*DIRECTIONS*
In the listing that follows, retype every line from the first through the one containing "import React from". Pictures are to be left out.

**** SUPPLIED INFORMATION ****

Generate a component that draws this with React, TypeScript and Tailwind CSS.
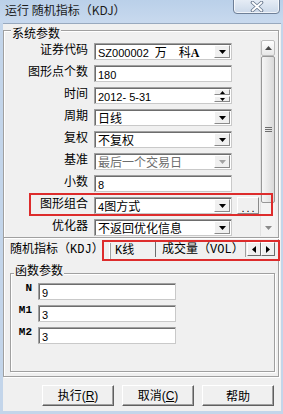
import React from "react";

const latin = "font-['Liberation_Sans',sans-serif] text-[11px]";
const mono = "font-['Liberation_Mono',monospace] text-[12px]";
const monoS = "font-['Liberation_Mono',monospace] text-[11px]";

function Tri({ dir, color = "#000", w = 7, h = 4 }: { dir: "up" | "down" | "left" | "right"; color?: string; w?: number; h?: number }) {
  let pts = "";
  if (dir === "down") pts = `0,0 ${w},0 ${w / 2},${h}`;
  if (dir === "up") pts = `0,${h} ${w},${h} ${w / 2},0`;
  if (dir === "left") pts = `${w},0 ${w},${h} 0,${h / 2}`;
  if (dir === "right") pts = `0,0 0,${h} ${w},${h / 2}`;
  return (
    <svg width={w} height={h} viewBox={`0 0 ${w} ${h}`} className="block">
      <polygon points={pts} fill={color} />
    </svg>
  );
}

function Box({ children, className = "", bg = "bg-white" }: { children?: React.ReactNode; className?: string; bg?: string }) {
  return (
    <div
      className={`h-[17px] w-[138px] border border-[#a0a0a0] border-r-[#c9c9c9] border-b-[#c9c9c9] ${bg} shadow-[inset_1px_1px_0_#6d6d6d] flex ${className}`}
    >
      {children}
    </div>
  );
}

function Txt({ children, gray }: { children: React.ReactNode; gray?: boolean }) {
  return (
    <div className={`flex-1 pl-[3px] pt-[2px] leading-[12px] whitespace-pre overflow-hidden ${gray ? "text-[#6d6d6d]" : "text-black"}`}>
      {children}
    </div>
  );
}

function DropBtn({ disabled }: { disabled?: boolean }) {
  return (
    <div className="w-[16px] my-[1px] mr-[1px] bg-[#f0f0f0] border border-t-white border-l-white border-r-[#8a8a8a] border-b-[#8a8a8a] flex items-center justify-center">
      <Tri dir="down" color={disabled ? "#a3a3a3" : "#000"} />
    </div>
  );
}

function Combo({ children, disabled }: { children: React.ReactNode; disabled?: boolean }) {
  return (
    <Box>
      <Txt gray={disabled}>{children}</Txt>
      <DropBtn disabled={disabled} />
    </Box>
  );
}

function Row({ label, children }: { label: string; children: React.ReactNode }) {
  return (
    <div className="flex h-[17px] mb-[5px]">
      <div className="w-[84px] text-right leading-[12px] whitespace-nowrap">{label}</div>
      <div className="ml-[6px] flex">{children}</div>
    </div>
  );
}

function Raised({ children, className = "" }: { children?: React.ReactNode; className?: string }) {
  return (
    <div
      className={`bg-[#f0f0f0] border border-t-white border-l-white border-r-[#5f5f5f] border-b-[#5f5f5f] shadow-[inset_-1px_-1px_0_#a0a0a0] flex items-center justify-center ${className}`}
    >
      {children}
    </div>
  );
}

function Legend({ children, className = "" }: { children: React.ReactNode; className?: string }) {
  return <div className={`absolute px-[1px] bg-[#f0f0f0] leading-[12px] whitespace-nowrap ${className}`}>{children}</div>;
}

function ParamRow({ label, value }: { label: string; value: string }) {
  return (
    <div className="flex h-[17px] mb-[5px]">
      <div className={`w-[21px] text-right leading-[11px] font-bold ${monoS}`}>{label}</div>
      <div className="ml-[6px]">
        <Box>
          <Txt>
            <span className={latin}>{value}</span>
          </Txt>
        </Box>
      </div>
    </div>
  );
}

export default function App() {
  return (
    <div className="relative w-[283px] h-[414px] overflow-hidden bg-[#c3d5ea] flex flex-col font-['Noto_Sans_CJK_SC',sans-serif] text-[12px] text-black leading-none select-none">
      {/* title bar */}
      <div className="h-[23px] flex items-start justify-between bg-gradient-to-b from-[#bad0e9] to-[#c8d9ee]">
        <div className="pl-[5px] pt-[4px] leading-[12px] text-[#1b1b1b] whitespace-nowrap">运行 随机指标（KDJ）</div>
        <div className="mr-[3px] -mt-[5px] w-[47px] h-[19px] rounded-b-[4px] border border-[#6e7f97] bg-gradient-to-b from-[#eef3f9] to-[#cbd8e9] shadow-[inset_0_0_0_1px_rgba(255,255,255,0.7)] flex items-center justify-center">
          <svg width="14" height="11" viewBox="0 0 14 11" className="block mt-[4px]">
            <path d="M2.5 1.5 L11.5 9.5 M11.5 1.5 L2.5 9.5" stroke="#6a7a90" strokeWidth="3.6" strokeLinecap="round" fill="none" />
            <path d="M2.5 1.5 L11.5 9.5 M11.5 1.5 L2.5 9.5" stroke="#ffffff" strokeWidth="1.8" strokeLinecap="round" fill="none" />
          </svg>
        </div>
      </div>

      {/* client area */}
      <div className="ml-[3px] mr-[2px] h-[388px] bg-[#f0f0f0] border-t border-[#98a9be] flex flex-col">
        {/* 系统参数 group */}
        <div className="relative mt-[6px] w-[276px] h-[208px] border border-[#a0a0a0] shadow-[inset_1px_1px_0_#fff,1px_1px_0_#fff] flex">
          <Legend className="left-[7px] -top-[4px]">系统参数</Legend>
          <div className="w-[256px] pt-[12px] flex flex-col">
            <Row label="证券代码">
              <Combo>
                <span className={latin}>SZ000002</span>
                <span className="ml-[6px]">万</span>
                <span className="ml-[12px]">科</span>
                <span className="font-['Liberation_Serif',serif] font-bold text-[12px]">A</span>
              </Combo>
            </Row>
            <Row label="图形点个数">
              <Box>
                <Txt>
                  <span className={latin}>180</span>
                </Txt>
              </Box>
            </Row>
            <Row label="时间">
              <Box>
                <Txt>
                  <span className={`${latin} text-[11.5px]`}>2012- 5-31</span>
                </Txt>
                <div className="w-[16px] my-[1px] mr-[1px] flex flex-col gap-[1px]">
                  <Raised className="h-[6px] border-r-[#8a8a8a] border-b-[#8a8a8a] shadow-none">
                    <Tri dir="up" w={5} h={3} />
                  </Raised>
                  <Raised className="h-[6px] border-r-[#8a8a8a] border-b-[#8a8a8a] shadow-none">
                    <Tri dir="down" w={5} h={3} />
                  </Raised>
                </div>
              </Box>
            </Row>
            <Row label="周期">
              <Combo>日线</Combo>
            </Row>
            <Row label="复权">
              <Combo>不复权</Combo>
            </Row>
            <Row label="基准">
              <Combo disabled>最后一个交易日</Combo>
            </Row>
            <Row label="小数">
              <Box>
                <Txt>
                  <span className={latin}>8</span>
                </Txt>
              </Box>
            </Row>
            <Row label="图形组合">
              <Combo>
                <span className={latin}>4</span>图方式
              </Combo>
              <Raised className="ml-[5px] w-[22px] h-[17px] items-end pb-[3px] border-r-[#8a8a8a] border-b-[#8a8a8a] shadow-none">
                <span className={`${latin} tracking-[2px] leading-[4px] pl-[2px]`}>...</span>
              </Raised>
            </Row>
            <Row label="优化器">
              <Combo>不返回优化信息</Combo>
            </Row>
          </div>
          {/* vertical scrollbar */}
          <div className="w-[15px] h-[196px] mt-[9px] mr-[3px] flex flex-col bg-[#f3f3f3] border-l border-[#e2e2e2]">
            <div className="h-[16px] border border-[#bdbdbd] rounded-[2px] bg-gradient-to-b from-white to-[#e7e7e7] flex items-center justify-center">
              <Tri dir="up" color="#4a4a4a" w={7} h={4} />
            </div>
            <div className="h-[147px] border border-[#979797] rounded-[2px] bg-gradient-to-r from-[#f6f6f6] to-[#dadada] flex flex-col items-center justify-center gap-[1px]">
              <div className="w-[7px] h-[1px] bg-[#6e6e6e]" />
              <div className="w-[7px] h-[1px] bg-[#6e6e6e]" />
              <div className="w-[7px] h-[1px] bg-[#6e6e6e]" />
            </div>
            <div className="flex-1" />
            <div className="h-[16px] flex items-center justify-center">
              <Tri dir="down" color="#8a8a8a" w={7} h={4} />
            </div>
          </div>
        </div>

        {/* lower panel */}
        <div className="w-[276px] h-[139px] border-l border-r border-b border-[#a0a0a0] shadow-[inset_1px_0_0_#fff,1px_1px_0_#fff] flex flex-col">
          <div className="flex h-[22px] items-start">
            <div className="ml-[6px] mt-[4px] w-[92px] leading-[12px] whitespace-nowrap">
              随机指标（<span className={mono}>KDJ</span>）
            </div>
            <div className="flex h-[20px] mt-[2px] items-stretch">
              <div className="w-[7px]" />
              <div className="w-[46px] mt-[3px] mb-[1px] border-l border-white shadow-[inset_1px_0_0_#a0a0a0] pl-[5px] leading-[12px] whitespace-nowrap">
                <span className={mono}>K</span>线
              </div>
              <div className="w-[1px] mt-[2px] mb-[3px] bg-[#6d6d6d]" />
              <div className="w-[89px] pl-[6px] pt-[2px] leading-[12px] whitespace-nowrap">
                成交量（<span className={mono}>VOL</span>）
              </div>
              <div className="w-[1px] mt-[2px] mb-[3px] bg-[#a0a0a0]" />
              <Raised className="ml-[1px] mt-[2px] w-[14px] h-[14px] border-r-[#6d6d6d] border-b-[#6d6d6d] shadow-none">
                <Tri dir="left" w={4} h={7} />
              </Raised>
              <Raised className="mt-[2px] w-[14px] h-[14px] border-r-[#6d6d6d] border-b-[#6d6d6d] shadow-none">
                <Tri dir="right" w={4} h={7} />
              </Raised>
            </div>
          </div>

          {/* 函数参数 group */}
          <div className="relative ml-[6px] mt-[13px] w-[265px] h-[99px] border border-[#a0a0a0] shadow-[inset_1px_1px_0_#fff,1px_1px_0_#fff] pt-[9px] flex flex-col">
            <Legend className="left-[3px] -top-[10px]">函数参数</Legend>
            <ParamRow label="N" value="9" />
            <ParamRow label="M1" value="3" />
            <ParamRow label="M2" value="3" />
          </div>
        </div>

        {/* buttons */}
        <div className="mt-[8px] pl-[39px] flex gap-[8px]">
          <Raised className="w-[72px] h-[21px]">
            <span className="leading-[12px] whitespace-nowrap">
              执行<span className={`${latin} text-[12px]`}>(<u>R</u>)</span>
            </span>
          </Raised>
          <Raised className="w-[72px] h-[21px]">
            <span className="leading-[12px] whitespace-nowrap">
              取消<span className={`${latin} text-[12px]`}>(<u>C</u>)</span>
            </span>
          </Raised>
          <Raised className="w-[72px] h-[21px]">
            <span className="leading-[12px] whitespace-nowrap">帮助</span>
          </Raised>
        </div>
      </div>

      {/* red annotation boxes */}
      <div className="absolute left-[29px] top-[193px] w-[244px] h-[23px] border-2 border-[#dd2c2c] pointer-events-none" />
      <div className="absolute left-[102px] top-[240px] w-[178px] h-[21px] border-2 border-[#dd2c2c] pointer-events-none" />
    </div>
  );
}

****

*THE SOLUTION*
Generate a component that draws this with React, TypeScript and Tailwind CSS.
import React from "react";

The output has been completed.